A new algorithm to find fuzzy Hamilton cycle in a fuzzy network using adjacency matrix and minimum vertex degree

• Published in: SpringerPlus Vol. 5; no. 1; p. 1854
• Main Authors: Nagoor Gani, A., Latha, S. R.
• Format: Journal Article
• Language: English
• Published: Cham Springer International Publishing 22.10.2016; Springer Nature B.V
• Subjects: Airlines; Algorithms; Applied Mathematics; Humanities and Social Sciences; multidisciplinary; Science; Science (multidisciplinary); 05C72; Fuzzy Hamiltonian cycle; 05C85; Degree of a vertex in a fuzzy graph; Fuzzy Hamiltonian path; Adjacency matrix; Fuzzy graph; 05C38
• ISSN: 2193-1801; 2193-1801
• DOI: 10.1186/s40064-016-3473-x

A Hamiltonian cycle in a graph is a cycle that visits each node/vertex exactly once.
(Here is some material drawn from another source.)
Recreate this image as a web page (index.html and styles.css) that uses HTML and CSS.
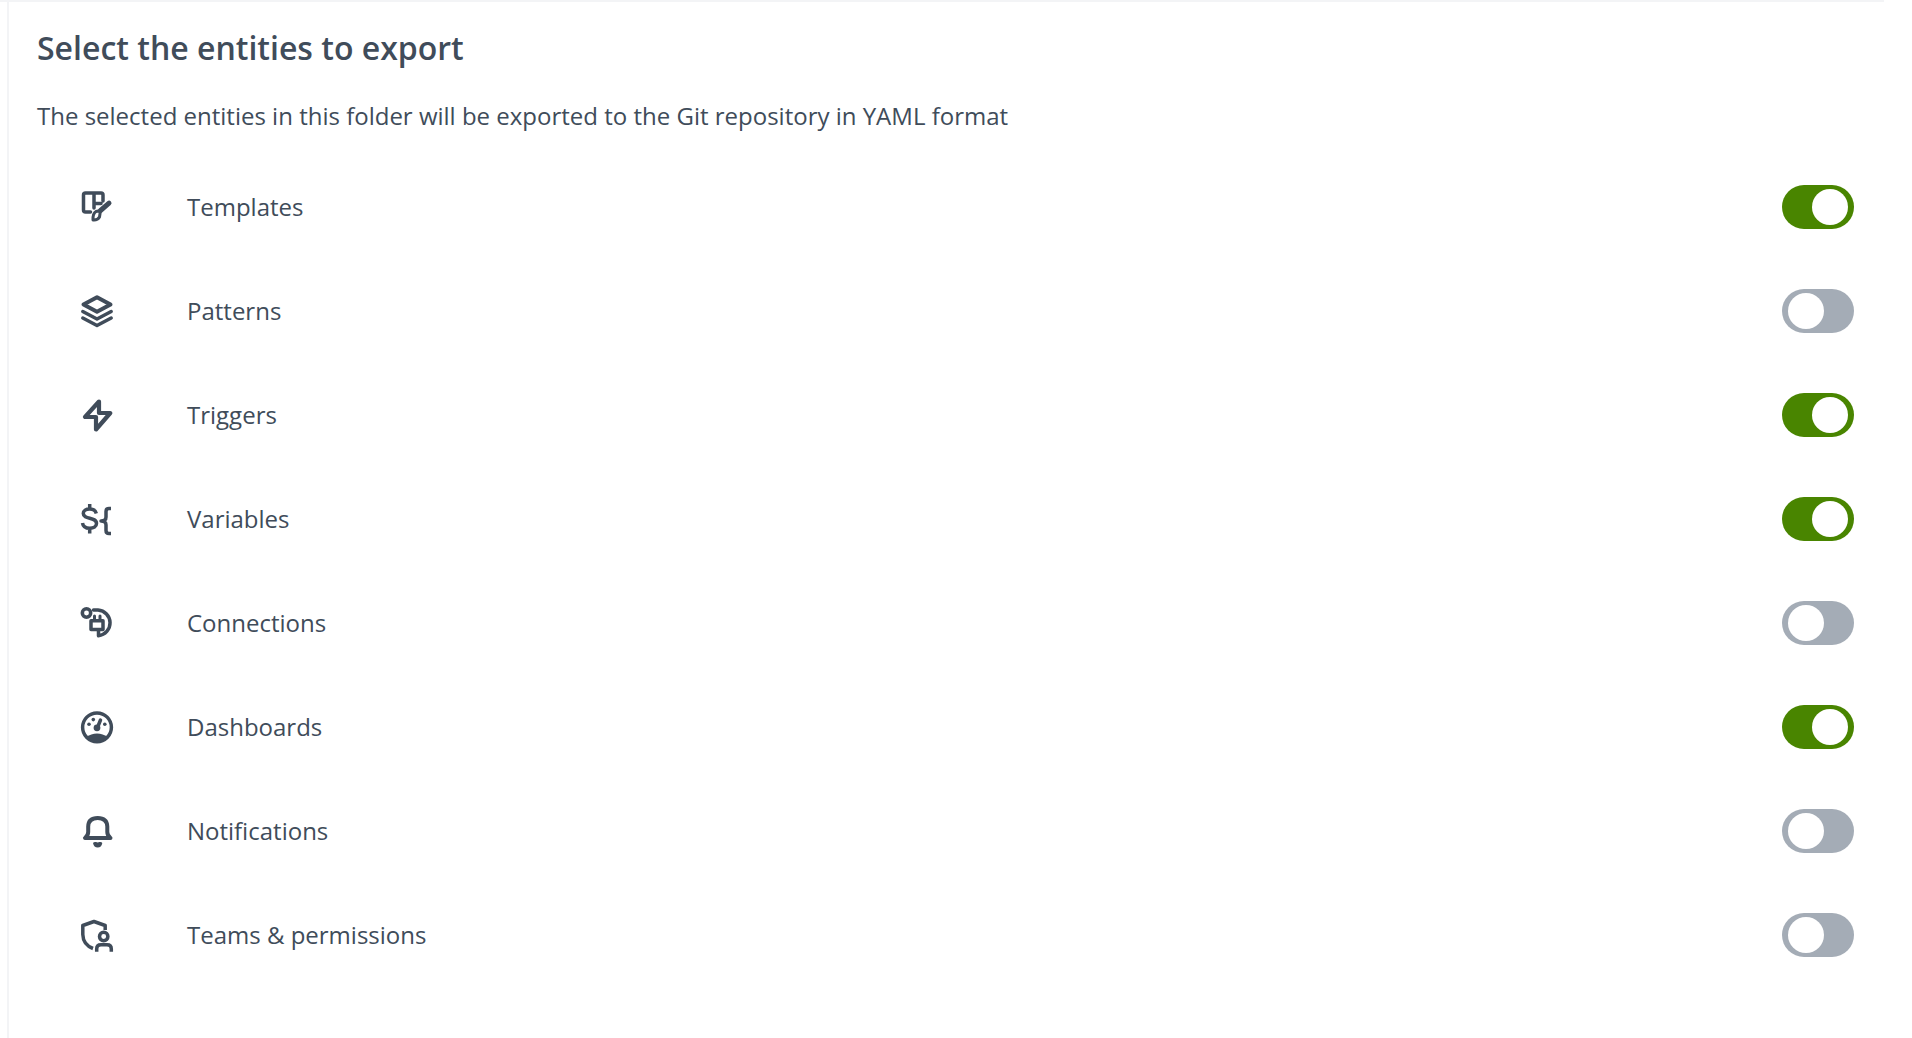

A graph containing a Hamiltonian cycle is called a Hamiltonian graph. There have been several researches to find the number of Hamiltonian cycles of a Hamilton graph. As the number of vertices and edges grow, it becomes very difficult to keep track of all the different ways through which the vertices are connected. Hence, analysis of large graphs can be efficiently done with the assistance of a computer system that interprets graphs as matrices. And, of course, a good and well written algorithm will expedite the analysis even faster. The most convenient way to quickly test whether there is an edge between two vertices is to represent graphs using adjacent matrices. In this paper, a new algorithm is proposed to find fuzzy Hamiltonian cycle using adjacency matrix and the degree of the vertices of a fuzzy graph. A fuzzy graph structure is also modeled to illustrate the proposed algorithms with the selected air network of Indigo airlines.